There was a suggestion this was designed to help Theresa May. I did not quite understand that part of the story. Mrs May has been arguing that it is because there is a problem with the Irish  border – a problem many of us say does not in reality exist – that she needs to dream up the elaborate fix of Chequers. The imposition of the EU rule book for goods and the offer to collect EU tariffs for them was designed to remove the need for these things to  happen at the Irish border. If the EU now rightly says there is no such problem  it is difficult to see why we would need Chequers at all.

If we lift the nonsense that there is a problem with the Irish border, then a Canada plus plus trade deal is easy to do if both sides wish. The EU said they were up for a Canada style deal but wished to exclude Northern Ireland, leaving that in their customs union. That was clearly impossible for the UK. If this is no longer their  view, then why not just agree a Free Trade Deal. It is easy to do technically, unlike most FTAs, because we start from a position of having no tariffs and having common standards.

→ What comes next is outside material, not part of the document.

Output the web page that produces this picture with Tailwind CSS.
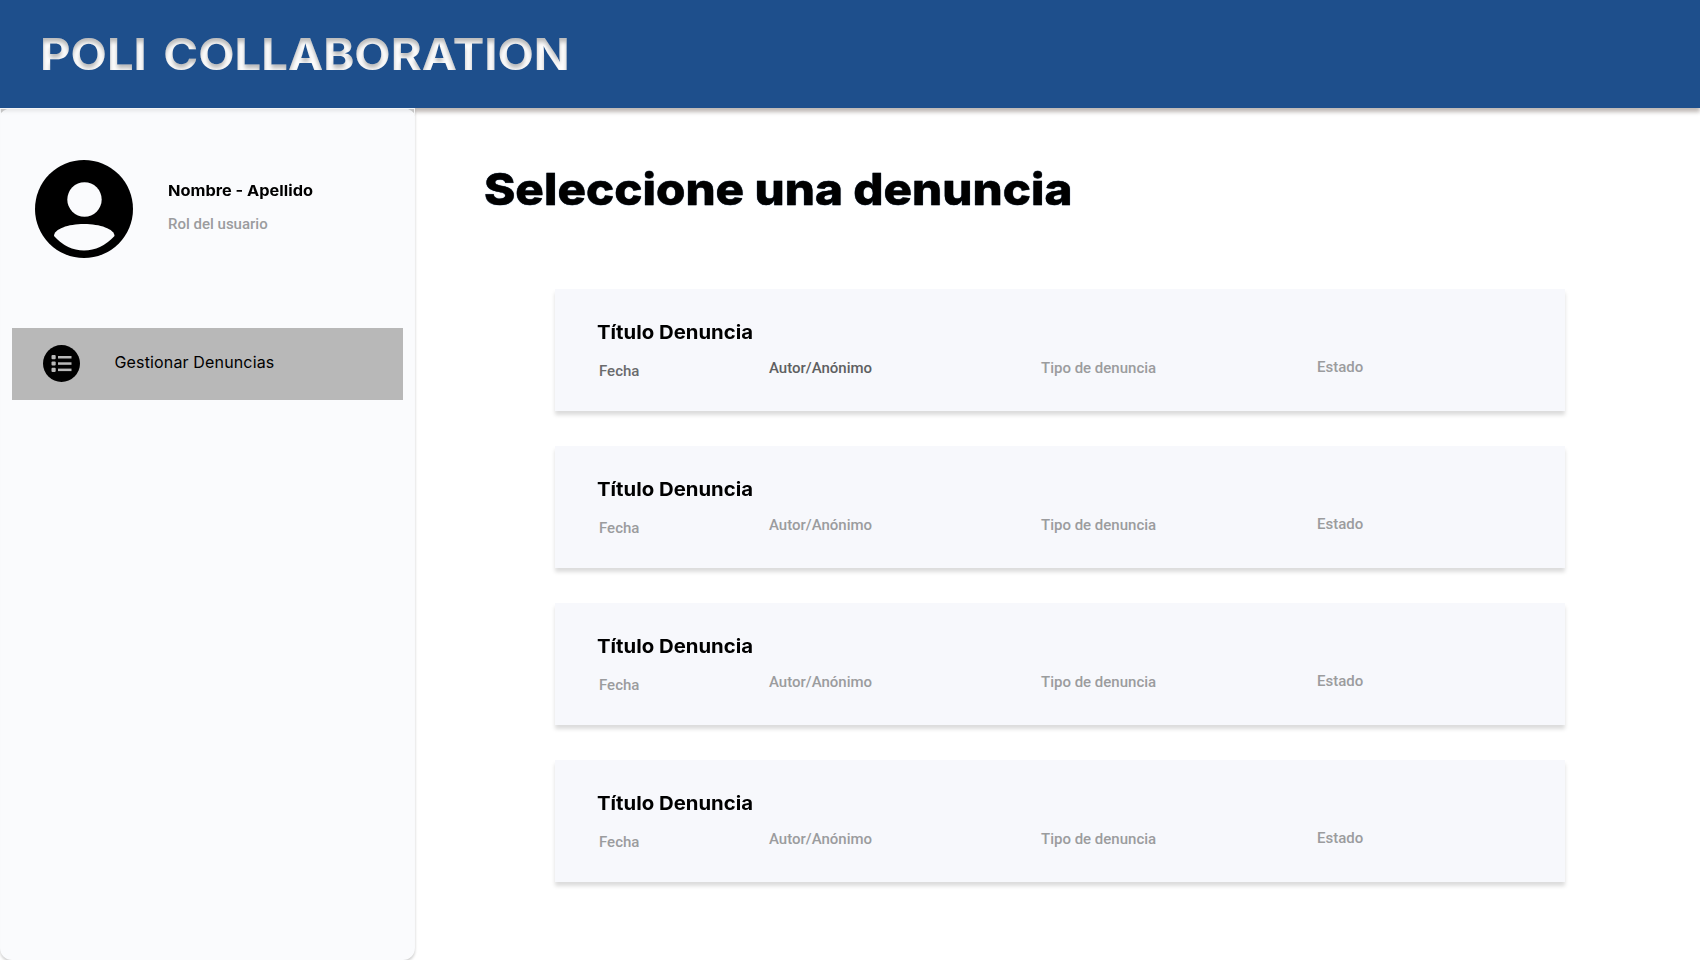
<!DOCTYPE html>
<html lang="es">
<head>
<meta charset="utf-8">
<title>Poli Collaboration</title>
<script src="https://cdn.jsdelivr.net/npm/@tailwindcss/browser@4"></script>
</head>
<body class="flex h-screen flex-col overflow-hidden bg-white font-['Inter',sans-serif] text-black">
<svg class="absolute h-0 w-0" aria-hidden="true">
  <filter id="inset" x="-5%" y="-5%" width="110%" height="110%" color-interpolation-filters="sRGB">
    <feOffset in="SourceAlpha" dy="4" result="moved"/>
    <feGaussianBlur in="moved" stdDeviation="2" result="soft"/>
    <feFlood flood-color="#000" flood-opacity=".27" result="ink"/>
    <feComposite in="ink" in2="soft" operator="out" result="outer"/>
    <feComposite in="outer" in2="SourceAlpha" operator="in" result="shade"/>
    <feMerge><feMergeNode in="SourceGraphic"/><feMergeNode in="shade"/></feMerge>
  </filter>
</svg>
<header class="h-[108px] shrink-0 bg-[#1e4f8c] pl-10 shadow-[0_4px_4px_rgba(40,20,10,0.3)]">
  <h1 class="w-max origin-left scale-x-[1.072] text-[44px] leading-[108px] font-bold text-white [filter:url(#inset)] [word-spacing:5px]">POLI COLLABORATION</h1>
</header>
<div class="flex min-h-0 flex-1">
  <aside class="relative w-[415px] shrink-0 rounded-b-xl bg-[#fafbfd] px-3 shadow-[0_2px_3px_rgba(0,0,0,0.2),inset_0_6px_4px_-3px_rgba(0,0,0,0.09)]">
    <svg class="absolute top-0 left-0 h-2 w-full" viewBox="0 0 415 8">
      <path d="M1 1H7Q3 2.500 1 5ZM414 1H408Q412 2.500 414 5Z" fill="#c4c4c4"/>
      <path d="M0 .5H415M414.500 0V8" stroke="#f4f5f6" fill="none"/>
    </svg>
    <div class="flex pt-[52px] pl-[23px]">
      <svg class="h-[98px] w-[98px]" viewBox="0 0 98 98">
        <circle cx="49" cy="49" r="49"/>
        <circle cx="49.5" cy="39.5" r="17.2" fill="#fafbfd"/>
        <path d="M19 76C19 69 33 64 49 64s30.500 5 30.500 12Q66 90.500 49 90.500T19 76Z" fill="#fafbfd"/>
      </svg>
      <div class="pt-[21px] pl-[34.500px]">
        <p class="w-max origin-left scale-x-[1.09] text-[15px] leading-5 font-bold">Nombre - Apellido</p>
        <p class="mt-[13px] ml-[0.5px] font-['Roboto',sans-serif] text-[15px] leading-5 font-medium text-[#9b9c9e]">Rol del usuario</p>
      </div>
    </div>
    <nav class="mt-[70px] flex h-[72px] items-center bg-[#b8b8b8] pl-[31px]">
      <svg class="mb-px h-[37px] w-[37px]" viewBox="0 0 37 37">
        <circle cx="18.500" cy="18.500" r="18.500"/>
        <g fill="#b8b8b8">
          <rect x="8.500" y="10" width="4.200" height="4.200" rx="1"/><rect x="15" y="11" width="13.500" height="2.500"/>
          <rect x="8.500" y="16.400" width="4.200" height="4.200" rx="1"/><rect x="15" y="17.300" width="13.500" height="2.500"/>
          <rect x="8.500" y="22.800" width="4.200" height="4.200" rx="1"/><rect x="15" y="23.600" width="13.500" height="2.500"/>
        </g>
      </svg>
      <a class="ml-[34.500px] pb-1 text-base leading-6 tracking-[0.15px]">Gestionar Denuncias</a>
    </nav>
  </aside>
  <main class="flex-1 pt-[51px]">
    <h2 class="ml-[69px] w-max origin-left scale-x-[1.068] text-[44.500px] leading-[60px] font-extrabold [-webkit-text-stroke:0.4px_#000] [text-shadow:0_0_1px_#1e4f8c]">Seleccione una denuncia</h2>
    <div id="list" class="mt-[70px] ml-[140px] flex w-[1010px] flex-col gap-[35px]"></div>
  </main>
</div>
<template id="card">
  <article class="h-[122px] bg-[#f7f8fc] pt-8 pl-[42px] shadow-[0_4px_4px_rgba(0,0,0,0.14)]">
    <h3 class="w-max origin-left scale-x-[1.07] text-[19px] leading-6 font-bold">Título Denuncia</h3>
    <div class="ml-0.5 grid grid-cols-[170px_272px_276px_1fr] font-['Roboto',sans-serif] text-[15px] leading-5 font-medium text-[#9b9c9e]">
      <span class="fecha pt-4">Fecha</span>
      <span class="autor pt-[13px]">Autor/Anónimo</span>
      <span class="pt-[13px]">Tipo de denuncia</span>
      <span class="pt-3">Estado</span>
    </div>
  </article>
</template>
<script>
const list = document.getElementById('list');
const card = document.getElementById('card');
for (let i = 0; i < 4; i++) {
  const node = card.content.cloneNode(true);
  if (i === 0) {
    node.querySelector('.fecha').classList.add('text-[#6a6b6d]');
    node.querySelector('.autor').classList.add('text-[#5e5f61]');
  }
  list.append(node);
}
</script>
</body>
</html>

What is strange is the PM is ploughing on with her very unpopular Chequers proposals, just at the point where it seems there is no need for them for the reason originally set out. It may be she knows the stories yesterday were false of course, though they looked well briefed and went to EU friendly papers.  The alternative explanation is she wants to keep us in the common market for goods for reasons other than the Irish border. If so we need to  know why. I see no good reason to make any such proposal.

Meanwhile the IMF is back with bad forecasts for what might happen if we leave with No Deal. Once again it appears a major forecasting outfit fails to understand the positives from leaving without signing the Withdrawal Agreement. There is that £39bn to spend, and then there is the up to £13bn of tariff revenue on EU imports into the UK that can be given back to business and consumers as tax cuts. Any discounted cashflow calculation of the money shows the UK is clearly better off without signing the Withdrawal Agreement. Why do they always leave that bit out, and go for silly models showing big falls in trade that are unlikely to happen?